What is the extinction rate of administrative agencies?
By J.B. Ruhl
October 16, 2006
We are all used to businesses coming and going. This is so at all scales of business, large and small. Most new small business ventures fail, while some become Dell or Google. But even achieving the size of Dell or Google is no guarantee of survival. For example, in Why Most Things Fail, Paul Ormerod of The Economist notes that of the 100 largest businesses in the world in 1912, 46 were "extinct" by 1995. In this sense the business world is exhibiting the complex system behavior of self-organizing criticality: on the whole, the business system maintains a long term stability at its core, but on its surface is a wildly dynamic changing of the guard.

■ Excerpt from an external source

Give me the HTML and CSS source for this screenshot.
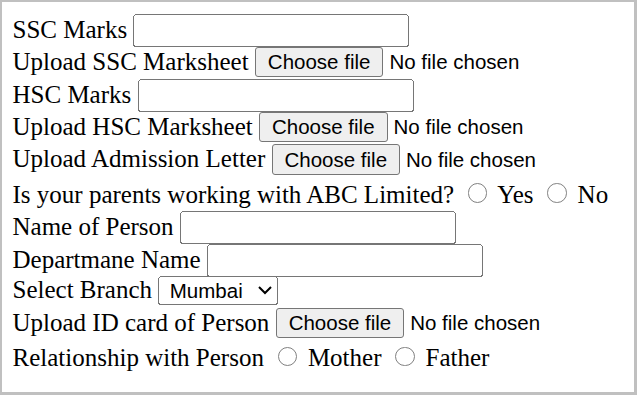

Does this occur in legal institutions as well? Sure it does. For example, based on the Government Manual for each turn of the decade year from 1950 - 2000, in 1950 there were 48 federal independent agencies, ranging from the Phillipine War Damage Commission to the Securities and Exchange Commission. How many of those had gone "extinct" by 2000? The answer is 35. The stories of how the original 48 were created and how 35 of them died out are, I am sure, fascinating legal case studies. But my interest is in the system behavior. So, for example:
- How many new federal independent agencies have been created since 1950? (70)
- How many federal independent agencies were there in 2000? (55)
- That means 28 of the 70 agencies created since 1950 went "extinct" at some point prior to 2000.
- The number of agencies dipped to 46 in 1960 and then dipped some more, to 45 in 1970. It rebounded to 56 in 1980 and then to 61 in 1990 before settling back to the mid-50s in 2000.
- The significant shift, therefore, was between 1970 and 1980, which seems to have pushed the background number of agencies from the mid-40s to the mid-50s.
- The period from 1970-1980 was also the most volatile, with 15 "extinctions" and 26 "births."
- The average "extinction" rate was 12.6 per decade, and the average "birth" rate was 14 per decade. (Note that there may be some agencies that were both created and terminated between the turn of the decade years used in my study, which would not affect the spread between the two rates)
- What accounts for the upward shift in background number of agencies between 1970 and 1980, and why has that stuck?
- Why was the period from 1970-1980 also the most volatile?
- How much "turnover" can the system handle?
- What accounts for the relative stability of the federal agency system given these turnover rates?
- Is this a phenomenon of complex adaptive system behavior, or something else?
3 Comments:
Hence we can better appreciate the stability and persistence of monarchy, enshrined in the proclamation, 'The King is dead, long live the King!'
Alas, many monarchies have gone "extinct," often in a very personal way!
'Tis true. It's just that I've been surprised at how monarchy has persisted into the 'post-modern' period, to be sure, rather innocuously, and blessedly so, when in the form of 'constitutional monarchy' (e.g., United Kingdom). Kings and Queens may come and go, but monarchy ('the system' as such) lives on... In fact, it seems the monarchical system has stabilized of late (I happen to think monarchical regimes in the Middle East will one day--if they aren't already--evolve in the direction of constitutional (democratic) monarchies.
Don't mean to detract from the actual subject of your post, however, which I found interesting, even if it got me thinking of other things!